Fig. 89—Cloudiness at the desert station of [Fig. 88] (near Caraveli), for the summer (January to March) of 1913.
Besides the seasonal variations of precipitation there are longer periodic variations that are of critical importance on the Coast Range. At times of rather regular recurrence, rains that are heavy and general fall there. Every six or eight years is said to be a period of rain, but the rains are also said to occur sometimes at intervals of four years or ten years. The regularity is only approximate. The years of heaviest rain are commonly associated with an unusual frequency of winds from the north, and an abnormal development of the warm current, El Niño, from the Gulf of Guayaquil. Such was the case in the phenomenally rainy year of 1891. The connection is obscure, but undoubtedly exists.
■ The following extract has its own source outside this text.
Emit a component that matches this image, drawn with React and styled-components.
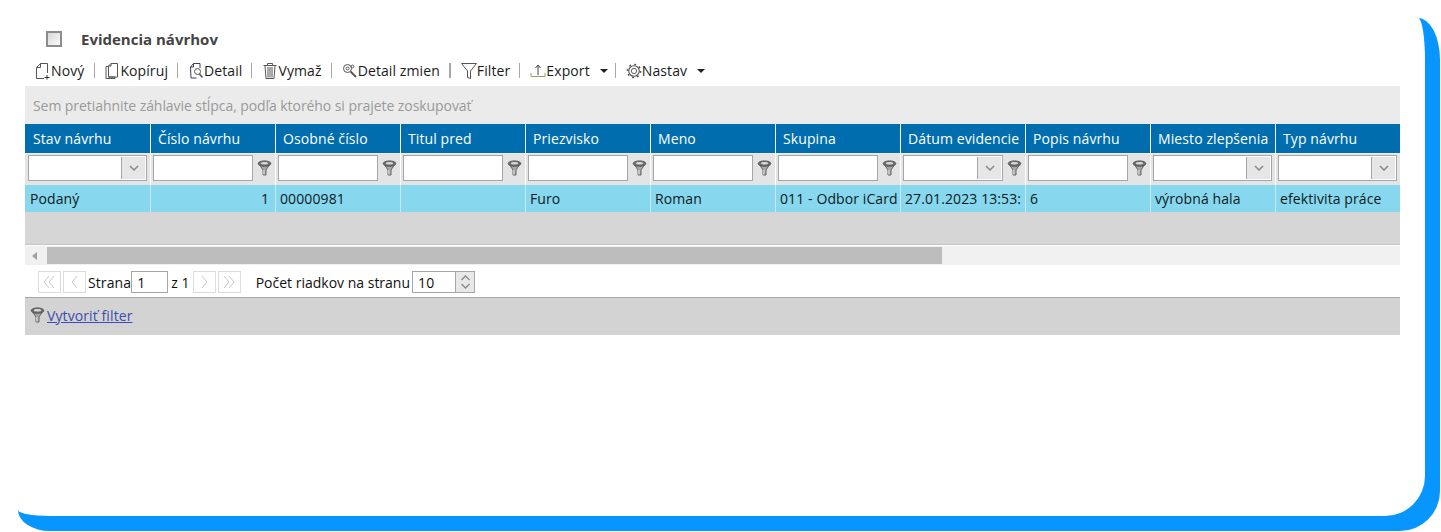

The effects of the heavy rains are amazing and appear the more so because of the extreme aridity of the country east of them. During the winter the desert traveler finds the air temperature rising to uncomfortable levels. Vegetation of any sort may be completely lacking. As he approaches the leeward slope of the Coast Range, a cloud mantle full of refreshing promise may be seen just peeping over the crest (Fig. 91). Long, slender cloud filaments project eastward over the margin of the desert. They are traveling rapidly but they never advance far over the hot wastes, for their eastern margins are constantly undergoing evaporation. At times the top of the cloud bank rises well above the crest of the Coast Range, and it seems to the man from the temperate zone as if a great thunderstorm were rising in the west. But for all their menace of wind and rain the clouds never get beyond the desert outposts. In the summer season the aspect changes, the heavy yellow sky of the desert displaces the murk of the coastal mountains and the bordering sea.